Invece hanno istituito delle task force, quella per la sanità e quella per l’istruzione in particolare, all’interno delle quali mancano rispettivamente psicologi, neuropsichiatri, pedagogisti e sociologi… E forse sarebbe stato anche il caso di chiedere la partecipazione dei professionisti della scuola, ovvero degli insegnanti di ogni ordine e grado, di quelli che la scuola - quella vera - la vivono ogni giorno sulla propria pelle!
Io sogno una scuola nella quale veramente il bambino sia al centro del progetto educativo e didattico, una scuola nella quale venga permesso loro di scoprire e sviluppare i propri talenti, una scuola che li educhi a sviluppare un proprio pensiero libero e critico… e - se vogliamo - un mondo diverso! Credo sia questa l’unica strada percorribile, perché i bambini e i ragazzi di oggi saranno gli adulti di domani… e solo se avranno gli strumenti e le competenze adeguate saranno in grado di costruire un mondo nuovo, il mondo che vorranno.

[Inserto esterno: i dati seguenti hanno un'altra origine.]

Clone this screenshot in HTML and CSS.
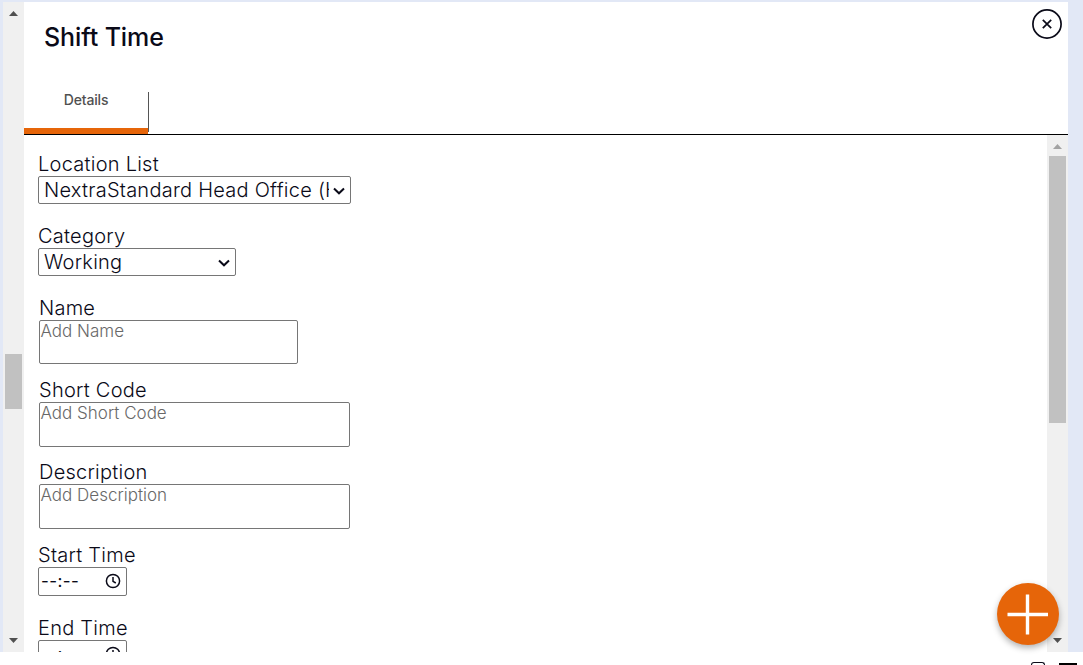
FILE: index.html
```html
<!DOCTYPE html>
<html lang="en">
<head>
  <meta charset="UTF-8" />
  <meta name="viewport" content="width=device-width, initial-scale=1.0"/>
  <title>Shift Time</title>
  <link rel="stylesheet" href="styles.css">
</head>
<body>
  <div class="page">
    <!-- Outer scrollbar -->
    <div class="scrollbar outer-scroll">
      <svg class="arrow" viewBox="0 0 9 5"><path d="M0 5L4.5 0L9 5Z"/></svg>
      <div class="thumb"></div>
      <svg class="arrow" viewBox="0 0 9 5"><path d="M0 0H9L4.5 5Z"/></svg>
    </div>

    <div class="panel">
      <div class="panel-header">
        <h1>Shift Time</h1>
        <button class="close-btn" aria-label="Close">
          <svg viewBox="0 0 30 30"><circle cx="15" cy="15" r="14.1"/><path d="M10.8 10.8L19.2 19.2M19.2 10.8L10.8 19.2"/></svg>
        </button>
      </div>

      <div class="tabs">
        <div class="tab">Details</div>
      </div>

      <div class="panel-body">
        <form class="form">
          <div class="field">
            <label for="location">Location List</label>
            <div class="select-box select-location">
              <select id="location">
                <option>NextraStandard Head Office (Head Office)</option>
              </select>
              <svg class="chevron" viewBox="0 0 12 8"><path d="M1 1.5L6 6.3L11 1.5"/></svg>
            </div>
          </div>

          <div class="field">
            <label for="category">Category</label>
            <div class="select-box select-category">
              <select id="category">
                <option>Working</option>
              </select>
              <svg class="chevron" viewBox="0 0 12 8"><path d="M1 1.5L6 6.3L11 1.5"/></svg>
            </div>
          </div>

          <div class="field field-text">
            <label for="name">Name</label>
            <textarea id="name" class="name-input" placeholder="Add Name"></textarea>
          </div>

          <div class="field field-text">
            <label for="code">Short Code</label>
            <textarea id="code" placeholder="Add Short Code"></textarea>
          </div>

          <div class="field field-text field-last-text">
            <label for="description">Description</label>
            <textarea id="description" placeholder="Add Description"></textarea>
          </div>

          <div class="field">
            <label>Start Time</label>
            <div class="time-box">
              <span>--:--</span>
              <svg viewBox="0 0 16 16"><circle cx="8" cy="8" r="6.6"/><path d="M8 4V8.3L10.8 10"/></svg>
            </div>
          </div>

          <div class="field">
            <label>End Time</label>
            <div class="time-box">
              <span>--:--</span>
              <svg viewBox="0 0 16 16"><circle cx="8" cy="8" r="6.6"/><path d="M8 4V8.3L10.8 10"/></svg>
            </div>
          </div>
        </form>

        <!-- Inner scrollbar -->
        <div class="scrollbar inner-scroll">
          <svg class="arrow arrow-off" viewBox="0 0 9 5"><path d="M0 5L4.5 0L9 5Z"/></svg>
          <div class="thumb"></div>
          <svg class="arrow" viewBox="0 0 9 5"><path d="M0 0H9L4.5 5Z"/></svg>
        </div>
      </div>
    </div>
  </div>

  <!-- Bottom strip, icons are cut off by the window -->
  <div class="footer">
    <span class="foot-box"></span>
    <span class="foot-bar"></span>
  </div>

  <button class="add-btn" aria-label="Add">
    <svg viewBox="0 0 62 62"><path d="M10.5 31.5H51M30.5 11.5V51.5"/></svg>
  </button>
</body>
</html>
```

FILE: styles.css
```css
* {
  box-sizing: border-box;
}

body {
  font-family: Inter, "Liberation Sans", sans-serif;
  background-color: #fff;
  color: #0a0a18;
  margin: 0;
  height: 665px;
  overflow: hidden;
}

.page {
  display: flex;
  height: 652px;
  padding: 2px 15px 0 3px;
  background-color: #e2e8f6;
}

.panel {
  flex: 1;
  display: flex;
  flex-direction: column;
  background-color: #fff;
}

.panel-header {
  display: flex;
  justify-content: space-between;
  height: 90px;
  padding: 7px 6px 0 20px;
}

h1 {
  margin: 12px 0 0;
  font-size: 25px;
  font-weight: 500;
  line-height: 32px;
  letter-spacing: -0.1px;
}

.close-btn {
  width: 30px;
  height: 30px;
  padding: 0;
  border: none;
  background: none;
  cursor: pointer;
}

.close-btn svg {
  display: block;
  fill: none;
  stroke: #0a0a18;
  stroke-width: 1.7;
}

.tabs {
  height: 43px;
  border-bottom: 1px solid #000;
}

.tab {
  position: relative;
  width: 125px;
  height: 40px;
  border-right: 1px solid #555;
  font-size: 14px;
  font-weight: 500;
  line-height: 16px;
  letter-spacing: -0.15px;
  text-align: center;
  color: #505050;
}

/* orange line under the active tab */
.tab::after {
  content: "";
  position: absolute;
  left: 0;
  bottom: -2px;
  width: 124px;
  height: 6px;
  background-color: #e66509;
}

.panel-body {
  flex: 1;
  display: flex;
  min-height: 0;
}

.form {
  flex: 1;
  padding: 17px 0 0 14px;
  overflow: hidden;
}

.field {
  margin-bottom: 20px;
}

.field-text {
  margin-bottom: 13px;
  padding-left: 1px;
}

.field-last-text {
  margin-bottom: 14px;
}

label {
  display: block;
  font-size: 20px;
  font-weight: 300;
  line-height: 24px;
  letter-spacing: 0.25px;
}

.select-box {
  position: relative;
  height: 28px;
  border: 1px solid #767676;
  border-radius: 2px;
}

.select-location {
  width: 313px;
}

.select-category {
  width: 198px;
}

select {
  appearance: none;
  display: block;
  width: calc(100% - 21px);
  height: 26px;
  padding: 0 0 0 5px;
  border: none;
  background: none;
  font: 300 20px Inter, sans-serif;
  letter-spacing: 0.25px;
  color: #0a0a18;
}

.chevron {
  position: absolute;
  right: 5px;
  top: 10px;
  width: 12px;
  height: 8px;
  fill: none;
  stroke: #0a0a18;
  stroke-width: 2;
}

textarea {
  display: block;
  width: 311px;
  height: 45px;
  padding: 0 0.5px;
  border: 1px solid #767676;
  border-radius: 2px;
  resize: none;
  font: 300 17px/20px Inter, sans-serif;
}

textarea::placeholder {
  color: #686868;
}

.name-input {
  width: 259px;
  height: 44px;
  margin-bottom: 14px;
}

.time-box {
  display: flex;
  justify-content: space-between;
  width: 89px;
  height: 29px;
  padding: 0 5px 0 2px;
  border: 1px solid #767676;
  border-radius: 2px;
  font-size: 17px;
  font-weight: 400;
  line-height: 27px;
  letter-spacing: 0.4px;
}

.time-box svg {
  width: 16px;
  height: 16px;
  margin-top: 5px;
  fill: none;
  stroke: #0a0a18;
  stroke-width: 1.5;
}

/* Scrollbars */
.scrollbar {
  display: flex;
  flex-direction: column;
  align-items: center;
  width: 21px;
  background-color: #f0f0f0;
}

.thumb {
  width: 17px;
  background-color: #c1c1c1;
}

.arrow {
  width: 9px;
  height: 5px;
  fill: #505050;
}

.arrow-off {
  fill: #a3a3a3;
}

.outer-scroll {
  padding: 9px 0;
  justify-content: space-between;
}

.outer-scroll .thumb {
  height: 55px;
  margin-top: 108px;
}

.inner-scroll {
  padding: 9px 0;
}

.inner-scroll .thumb {
  height: 267px;
  margin: 7px 0 auto;
}

.footer {
  display: flex;
  align-items: flex-end;
  justify-content: flex-end;
  gap: 14px;
  height: 13px;
  padding-right: 6px;
}

.foot-box {
  width: 14px;
  height: 3px;
  border: 1px solid #0a0a18;
  border-bottom: none;
  border-radius: 3px 3px 0 0;
}

.foot-bar {
  width: 18px;
  height: 2px;
  background-color: #000;
}

/* Floating add button */
.add-btn {
  position: fixed;
  left: 997px;
  top: 583px;
  width: 62px;
  height: 62px;
  padding: 0;
  border: none;
  border-radius: 50%;
  background-color: #e66509;
  box-shadow: 0 3px 6px rgba(0,0,0,0.3);
  cursor: pointer;
}

.add-btn svg {
  display: block;
  stroke: #fff;
  stroke-width: 3.4;
}
```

Vorrei fare un appello a tutti i professionisti della scuola italiana: non permettiamo che distruggano la scuola pubblica! Lo dobbiamo a noi stessi e a tutti i figli dell’Italia!
Riprendiamoci la scuola e ricostruiamo una scuola vera, una scuola che si faccia davvero comunità! Immaginiamola questa scuola che vogliamo, senza distanze!
E che sia davvero inclusiva! Una scuola che accoglie, perché il pensiero crea!